Laugh it up, Fuzzball: Star Wars Comedy

by RetroZap Staff

Michael O’Connor returns to discuss Star Wars comedy and why humor is as essential to the saga as drama or tragedy.

No loose wire jokes.”

“Did I say anything?!”

Anakin Skywalker & Obi-Wan Kenobi, Revenge of the Sith

By Michael O’Connor //  As The Joker once said, voiced by Mark Hamill no less, “Dying is easy. Comedy is hard!” Sure, a bunch of other people said it, too, but that’s a long, complicated story. And it’s not particularly funny.

The point is that tragedy is universal. Show some people dying horribly, ratchet up the swelling, emotional music, zoom in on some grieving faces and you’ll probably get nine out of ten people to empathize. For the most part, all the same things horrify and sadden us. But comedy requires a different touch. We don’t all have the same sense of humor.

And let’s face it: Star Wars has a very particular sense of humor. It’s the kind of humor that causes some fans to groan and the rest to grin like idiots. It’s corny, it’s childish, it’s silly, but it’s also a lot of fun for anyone who doesn’t take themselves too seriously. And most importantly, Star Wars’ humor is an often overlooked ingredient in why the films have been so successful. In fact, it’s one of the most essential elements of the series.

Jar Jar - Star Wars Comedy

Why So Serious?

We all want to be taken seriously. Or at least, not be ridiculed for the things we love. But let’s face it: being passionate about a fantasy franchise as an adult will often result in a funny look or two. That’s changing as greater acceptance of geek culture permeates the mainstream, but it’s only natural that some of us still feel defensive and on edge supporting our favorite childhood franchises.

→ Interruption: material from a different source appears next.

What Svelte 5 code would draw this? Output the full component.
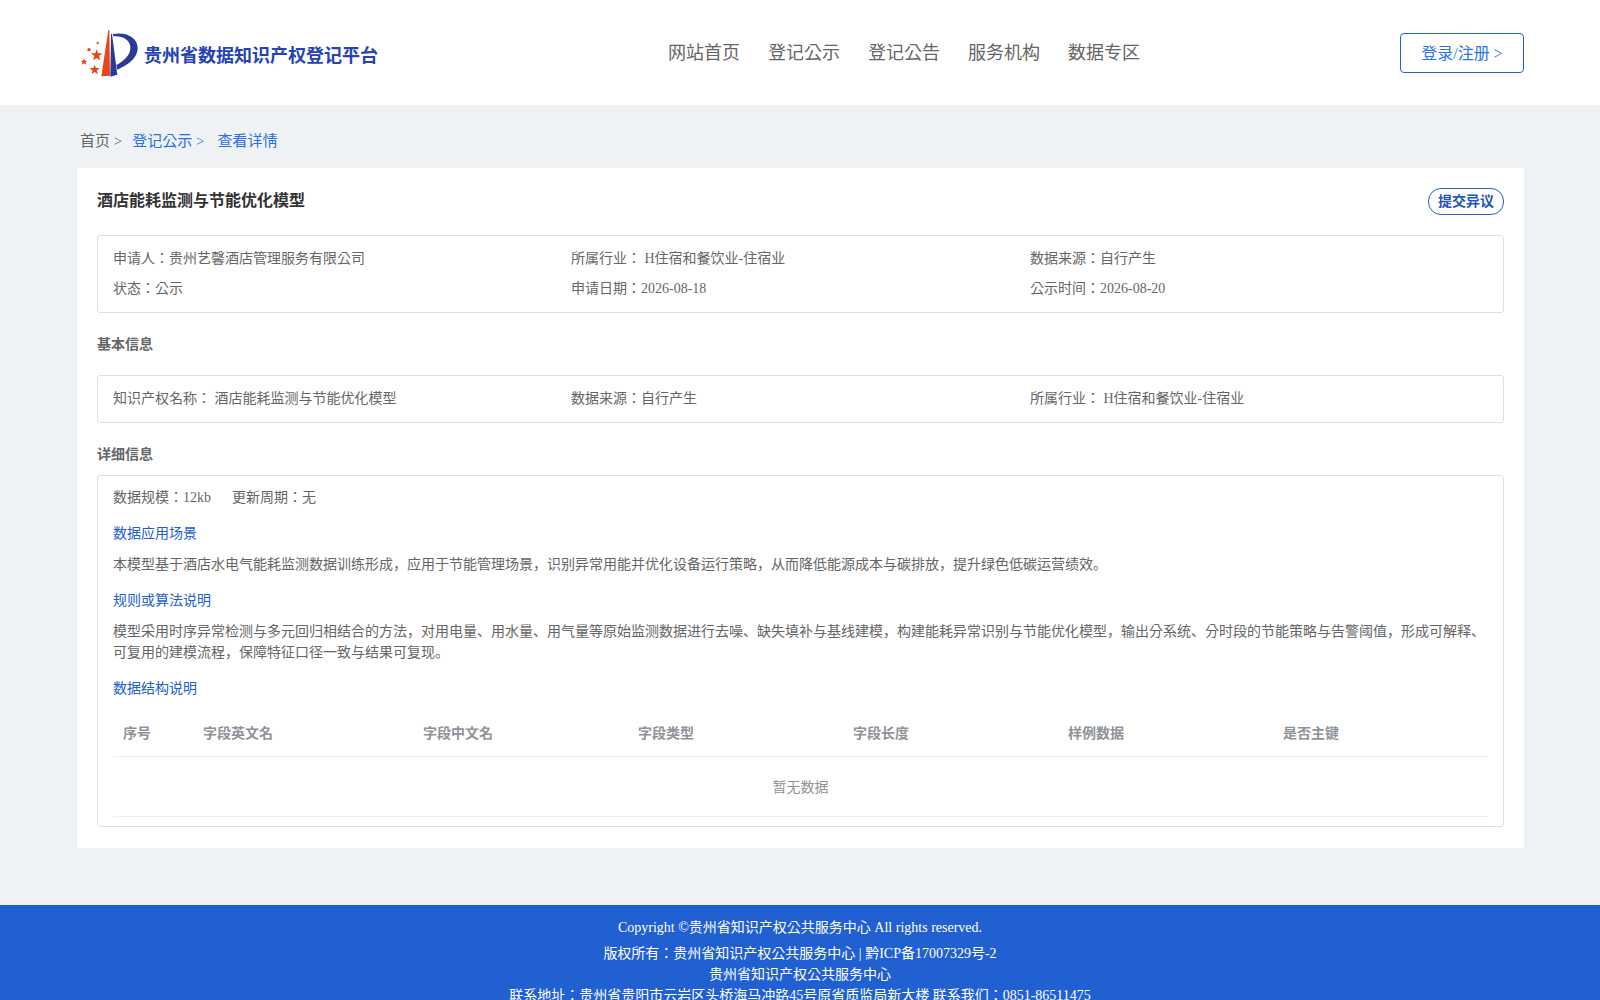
<script>
  const nav = ['网站首页', '登记公示', '登记公告', '服务机构', '数据专区'];
  const summary = [
    ['申请人：贵州艺馨酒店管理服务有限公司', '所属行业： H住宿和餐饮业-住宿业', '数据来源：自行产生'],
    ['状态：公示', '申请日期：2026-08-18', '公示时间：2026-08-20']
  ];
  const basic = ['知识产权名称： 酒店能耗监测与节能优化模型', '数据来源：自行产生', '所属行业： H住宿和餐饮业-住宿业'];
  const columns = [
    ['序号', 80],
    ['字段英文名', 220],
    ['字段中文名', 215],
    ['字段类型', 215],
    ['字段长度', 215],
    ['样例数据', 215],
    ['是否主键', 215]
  ];
</script>

<div class="page">
  <header class="topbar">
    <div class="brand">
      <svg class="logo" viewBox="0 0 210 180" width="70" height="60">
        <path d="M103 18 L106 18 L108 155 L82 157 Z" fill="#e8461a" />
        <path d="M111 30 L114 30 L130 152 L109 158 Z" fill="#2b3a94" />
        <path d="M117 30 C160 22 191 43 191 72 C191 105 157 125 130 137 L127 123 C150 110 171 92 169 68 C167 45 142 34 118 37 Z" fill="#2b3a94" />
        <path d="M68 76 L72 88 L85 88 L75 96 L79 109 L68 102 L57 109 L61 96 L51 88 L64 88 Z" fill="#e8461a" />
        <path d="M62 123 L66 132 L77 132 L68 140 L72 151 L62 144 L52 151 L56 140 L47 132 L58 132 Z" fill="#e8461a" />
        <path d="M30 103 L33 110 L40 110 L35 115 L37 122 L30 118 L23 122 L25 115 L20 110 L27 110 Z" fill="#e8461a" />
        <circle cx="45" cy="77" r="5" fill="#e8461a" />
        <circle cx="71" cy="57" r="3.5" fill="#e8461a" />
      </svg>
      <span class="brand-name">贵州省数据知识产权登记平台</span>
    </div>
    <nav class="menu">
      {#each nav as item}
        <a href="#top">{item}</a>
      {/each}
    </nav>
    <button class="login">登录/注册 &gt;</button>
  </header>

  <div class="crumbs">
    <span>首页 &gt;</span>
    <a href="#top" class="crumb-mid">登记公示 &gt;</a>
    <a href="#top">查看详情</a>
  </div>

  <main class="card">
    <div class="title-row">
      <h1>酒店能耗监测与节能优化模型</h1>
      <button class="objection">提交异议</button>
    </div>

    <div class="box summary">
      {#each summary as row}
        <div class="cols">
          {#each row as cell}
            <span>{cell}</span>
          {/each}
        </div>
      {/each}
    </div>

    <h2 class="basic-title">基本信息</h2>
    <div class="box basic">
      <div class="cols">
        {#each basic as cell}
          <span>{cell}</span>
        {/each}
      </div>
    </div>

    <h2 class="detail-title">详细信息</h2>
    <div class="box detail">
      <div class="meta">
        <span>数据规模：12kb</span>
        <span>更新周期：无</span>
      </div>
      <h3>数据应用场景</h3>
      <p>本模型基于酒店水电气能耗监测数据训练形成，应用于节能管理场景，识别异常用能并优化设备运行策略，从而降低能源成本与碳排放，提升绿色低碳运营绩效。</p>
      <h3>规则或算法说明</h3>
      <p>模型采用时序异常检测与多元回归相结合的方法，对用电量、用水量、用气量等原始监测数据进行去噪、缺失填补与基线建模，构建能耗异常识别与节能优化模型，输出分系统、分时段的节能策略与告警阈值，形成可解释、可复用的建模流程，保障特征口径一致与结果可复现。</p>
      <h3>数据结构说明</h3>
      <table>
        <thead>
          <tr>
            {#each columns as [name, width]}
              <th style="width: {width}px">{name}</th>
            {/each}
          </tr>
        </thead>
        <tbody>
          <tr>
            <td colspan="7">暂无数据</td>
          </tr>
        </tbody>
      </table>
    </div>
  </main>

  <footer class="footer">
    <div class="copyright">Copyright ©贵州省知识产权公共服务中心 All rights reserved.</div>
    <div>版权所有：贵州省知识产权公共服务中心 | 黔ICP备17007329号-2</div>
    <div>贵州省知识产权公共服务中心</div>
    <div>联系地址：贵州省贵阳市云岩区头桥海马冲路45号原省质监局新大楼 联系我们：0851-86511475</div>
  </footer>
</div>

<style>
  :global(body) {
    margin: 0;
    background: #eff2f5;
    overflow: hidden;
  }

  .page {
    height: 1000px;
    overflow: hidden;
    font-family: "Liberation Serif", "Noto Sans CJK KR", serif;
    font-size: 14px;
    color: #666;
  }

  a {
    text-decoration: none;
  }

  .topbar {
    height: 105px;
    padding: 0 76px 0 74px;
    background: #fff;
    display: flex;
    align-items: center;
  }

  .brand {
    width: 594px;
    display: flex;
    align-items: center;
    margin-top: 2px;
  }

  .brand-name {
    font-size: 18px;
    font-weight: 700;
    color: #2543b3;
    margin-top: 1px;
  }

  .menu {
    display: flex;
    gap: 28px;
    margin-top: -3px;
  }

  .menu a {
    font-size: 18px;
    color: #666;
  }

  .login {
    margin-left: auto;
    width: 124px;
    height: 40px;
    padding: 0 0 2px;
    border: 1px solid #2060d8;
    border-radius: 4px;
    background: #fff;
    color: #2d74e6;
    font: inherit;
    font-size: 16px;
  }

  .crumbs {
    padding: 0 80px;
    height: 63px;
    line-height: 72px;
    font-size: 15px;
    display: flex;
    color: #666;
  }

  .crumbs a {
    color: #2a6fe0;
  }

  .crumb-mid {
    margin: 0 13px 0 10px;
  }

  .card {
    margin: 0 76px 0 77px;
    padding: 20px 20px 21px;
    background: #fff;
  }

  .title-row {
    display: flex;
    justify-content: space-between;
    align-items: flex-start;
    height: 47px;
  }

  h1 {
    margin: 1px 0 0;
    font-size: 16px;
    line-height: 24px;
    font-weight: 700;
    color: #333;
  }

  .objection {
    height: 27px;
    width: 76px;
    padding: 0 0 3px;
    border: 1px solid #2060d0;
    border-radius: 13px;
    background: #fff;
    color: #2255b8;
    font: inherit;
    font-size: 14px;
    font-weight: 700;
  }

  .box {
    border: 1px solid #dcdfe3;
    border-radius: 3px;
    padding: 0 15px;
  }

  .cols {
    display: grid;
    grid-template-columns: 458px 459px 1fr;
    line-height: 20px;
  }

  .summary {
    padding-top: 13px;
    height: 63px;
  }

  .summary .cols + .cols {
    margin-top: 10px;
  }

  h2 {
    margin: 0;
    font-size: 14px;
    line-height: 20px;
    font-weight: 700;
    color: #666;
  }

  .basic-title {
    margin-top: 22px;
    margin-bottom: 20px;
  }

  .basic {
    padding-top: 13px;
    padding-bottom: 13px;
  }

  .detail-title {
    margin-top: 22px;
    margin-bottom: 10px;
  }

  .detail {
    padding-top: 12px;
    padding-bottom: 9px;
  }

  .meta {
    display: flex;
    gap: 21px;
    line-height: 20px;
  }

  h3 {
    margin: 16px 0 0;
    font-size: 14px;
    font-weight: 400;
    line-height: 20px;
    color: #2060d0;
  }

  p {
    margin: 10px 0 0;
    line-height: 21px;
    color: #666;
  }

  table {
    width: 100%;
    margin-top: 10px;
    border-collapse: collapse;
    table-layout: fixed;
  }

  th {
    box-sizing: border-box;
    height: 47px;
    padding: 0 10px;
    text-align: left;
    font-weight: 700;
    color: #909399;
    border-bottom: 1px solid #ebeef5;
  }

  td {
    height: 57px;
    text-align: center;
    color: #909399;
    border-bottom: 1px solid #ebeef5;
  }

  .footer {
    margin-top: 57px;
    padding-top: 12px;
    height: 110px;
    background: #2160d1;
    color: #fff;
    text-align: center;
    line-height: 21px;
  }

  .copyright {
    margin-bottom: 5px;
  }
</style>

For some fans that defensiveness translates into a desire for their favorite childhood properties to grow up with them. In the case of Star Wars, there is a very loud contingent of fans who insist the space saga should be gritty, violent, and dark. But of course, outside of some video games and comic books, Star Wars has never been any of these things. From the very beginning, it has always been irreverent, whimsical and weird… and sometimes very, very funny.

Even the two darkest installments of George Lucas’ saga feature plenty of laughs… or groans, depending on your tolerance. Revenge of the Sith may showcase the murder of children, an immolated hero turned evil, and the bad guys triumphant, but it also features elevator shenanigans, buzz droids, R2-D2 running into walls, idiotic battle droids, and a silly creature called a Boga. Meanwhile, The Empire Strikes Back, often lauded as the most mature installment of the saga, introduces a backwards-speaking puppet who trolls Luke with an old vaudeville act and a giant space slug that hangs out in asteroids waiting for starships to fly into its mouth.

Yoda flashlight - Star Wars Comedy

Ultimately comedy just raises the stakes for the drama. We love our heroes because we laugh along with them; humor ultimately ingratiates us to them. Without Han Solo’s transparent egotism would we cherish him as much? Without Obi-Wan’s sassy wit would we worry as much for his wellbeing?

Comedy is yin to drama’s yang, lowering our defenses, building emotional investment in character, and then disrupting us with a tragic twist. When properly utilized, comedy actually improves the drama, serving almost as distraction for tragedy’s sucker punch.

Surprise, Surprise

Han Solo shocked - Star Wars Comedy

When you think about your favorite comedies, there’s one thing they probably all have in common. They surprised you. You thought you knew where things were going and then you were tricked. You walked into a mind trap and were delighted to discover you had been outsmarted.

Every good joke needs a punchline. And the best punchlines are the ones you couldn’t have guessed but make perfect sense once you see or hear them. And Star Wars is one brilliant punchline after another.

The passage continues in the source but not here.